One last note with implications for all of this: although Disney is reportedly targeting a piece of one of the existing Sunday packages for ABC, my prediction for what happens in the new contract is that Monday Night Football returns to ABC, while ESPN picks up a (relative to the expanded schedule, at least) pared-back Thursday night schedule with exclusively teams coming off a bye and the late Thanksgiving game on ABC. Whatever new contract the league carves out with London/Saturday/special-occasion games goes to NFL Network in the short term while being earmarked for sale to a streaming outlet in the long term (I think the creation of an extra package is more about divorcing Thursday Night Football from NFL Network than actually selling such a scattershot package to one of the other networks). Relevant to the above discussion, I also think the return of MNF to broadcast could be bad news for NBC. Before the move to ESPN and Sundays becoming the league’s main primetime night, MNF routinely beat the Sunday afternoon packages, which have turned the tables and routinely beat SNF since then; shortly after ESPN took over Mondays, they started routinely threatening and beating the all-time cable audience records until the BCS/College Football Playoff moved to cable, something that never happened on Sundays.
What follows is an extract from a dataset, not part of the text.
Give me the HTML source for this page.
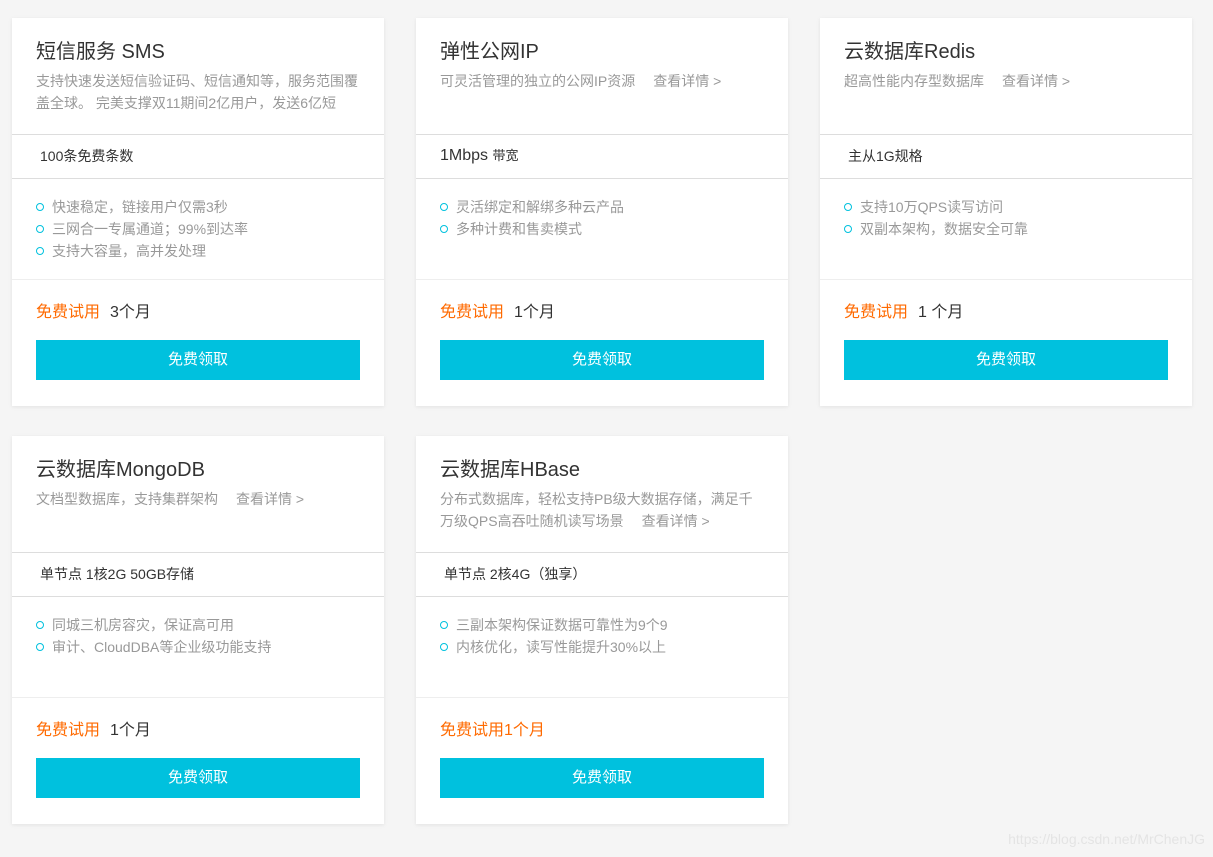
<!DOCTYPE html>
<html><head><meta charset="utf-8"><style>
*{margin:0;padding:0;box-sizing:border-box}
body{width:1213px;height:857px;background:#f5f5f5;font-family:"Liberation Sans","Noto Sans CJK SC",sans-serif;position:relative;overflow:hidden}
.c{position:absolute;width:372px;height:388px;background:#fff;box-shadow:0 1px 4px rgba(0,0,0,.08)}
.t{position:absolute;left:24px;top:20px;font-size:20px;color:#333;line-height:28px}
.d{position:absolute;left:24px;top:52px;width:325px;font-size:14px;color:#999;line-height:22px}
.d a{margin-left:18px;color:#999}
.l1{position:absolute;left:0;right:0;top:116px;border-top:1px solid #ddd}
.s{position:absolute;left:28px;top:116px;height:44px;line-height:44px;font-size:14px;color:#333}
.l2{position:absolute;left:0;right:0;top:160px;border-top:1px solid #ddd}
.f{position:absolute;left:24px;top:178px;font-size:14px;color:#999;line-height:22px;list-style:none}
.f li{position:relative;padding-left:16px}
.f li:before{content:"";position:absolute;left:0;top:7px;width:8px;height:8px;border:1.5px solid #00c1de;border-radius:50%;box-sizing:border-box}
.l3{position:absolute;left:0;right:0;top:261px;border-top:1px solid #eee}
.p{position:absolute;left:24px;top:284px;font-size:16px;line-height:22px;color:#333}
.p b{font-weight:normal;color:#ff6a00;margin-right:10px}
.btn{position:absolute;left:24px;top:322px;width:324px;height:40px;background:#00c1de;color:#fff;font-size:15px;line-height:40px;text-align:center}
.wm{position:absolute;right:8px;bottom:10px;font-size:14px;color:#e4e4e4}
</style></head><body>
<div class="c" style="left:12px;top:18px">
<div class="t">短信服务 SMS</div>
<div class="d">支持快速发送短信验证码、短信通知等，服务范围覆盖全球。 完美支撑双11期间2亿用户，发送6亿短</div>
<div class="l1"></div><div class="s">100条免费条数</div><div class="l2"></div>
<ul class="f"><li>快速稳定，链接用户仅需3秒</li><li>三网合一专属通道；99%到达率</li><li>支持大容量，高并发处理</li></ul>
<div class="l3"></div><div class="p"><b>免费试用</b>3个月</div><div class="btn">免费领取</div></div>

<div class="c" style="left:416px;top:18px">
<div class="t">弹性公网IP</div>
<div class="d">可灵活管理的独立的公网IP资源<a>查看详情 &gt;</a></div>
<div class="l1"></div><div class="s" style="left:24px;font-size:16px">1Mbps <span style="font-size:13px">带宽</span></div><div class="l2"></div>
<ul class="f"><li>灵活绑定和解绑多种云产品</li><li>多种计费和售卖模式</li></ul>
<div class="l3"></div><div class="p"><b>免费试用</b>1个月</div><div class="btn">免费领取</div></div>

<div class="c" style="left:820px;top:18px">
<div class="t">云数据库Redis</div>
<div class="d">超高性能内存型数据库<a>查看详情 &gt;</a></div>
<div class="l1"></div><div class="s">主从1G规格</div><div class="l2"></div>
<ul class="f"><li>支持10万QPS读写访问</li><li>双副本架构，数据安全可靠</li></ul>
<div class="l3"></div><div class="p"><b>免费试用</b>1 个月</div><div class="btn">免费领取</div></div>

<div class="c" style="left:12px;top:436px">
<div class="t">云数据库MongoDB</div>
<div class="d">文档型数据库，支持集群架构<a>查看详情 &gt;</a></div>
<div class="l1"></div><div class="s">单节点 1核2G 50GB存储</div><div class="l2"></div>
<ul class="f"><li>同城三机房容灾，保证高可用</li><li>审计、CloudDBA等企业级功能支持</li></ul>
<div class="l3"></div><div class="p"><b>免费试用</b>1个月</div><div class="btn">免费领取</div></div>

<div class="c" style="left:416px;top:436px">
<div class="t">云数据库HBase</div>
<div class="d" style="width:316px">分布式数据库，轻松支持PB级大数据存储，满足千万级QPS高吞吐随机读写场景<a>查看详情 &gt;</a></div>
<div class="l1"></div><div class="s">单节点 2核4G（独享）</div><div class="l2"></div>
<ul class="f"><li>三副本架构保证数据可靠性为9个9</li><li>内核优化，读写性能提升30%以上</li></ul>
<div class="l3"></div><div class="p" style="color:#ff6a00">免费试用1个月</div><div class="btn">免费领取</div></div>

<div class="wm">https://blog.csdn.net/MrChenJG</div>
</body></html>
I could see the league giving ABC more marquee games in the early part of the season than NBC, while late in the season, giving ABC limited flexible scheduling modeled off of what the league has done on Saturday of Week 16 the past two years while also giving ABC tentative games whose ratings performance depend on player healthiness and overall team performance as little as possible (i.e., Cowboys games). NBC would want the best game of the week at least a quarter of the time, as well as at least some early-season weeks where they have a better game than ABC (including at least some Cowboys games), but the worst-case scenario could result in flexible scheduling being NBC’s only advantage over ABC, in which case NBC could push for severely weakening the protection system, potentially with no protections at all for networks in singleheader weeks. If Sunday nights are weakened enough by a resurgent Monday night, that could provide all the more reason for NBC to pick up two divisional or wild-card games in certain years, just so NBC isn’t that much more obviously the “fourth network” where the league is concerned. As it is Disney picking up two packages and decoupling Sunday afternoon packages from conferences is likely to result in NBC paying less than any of the other networks outside of whatever extra package the league creates.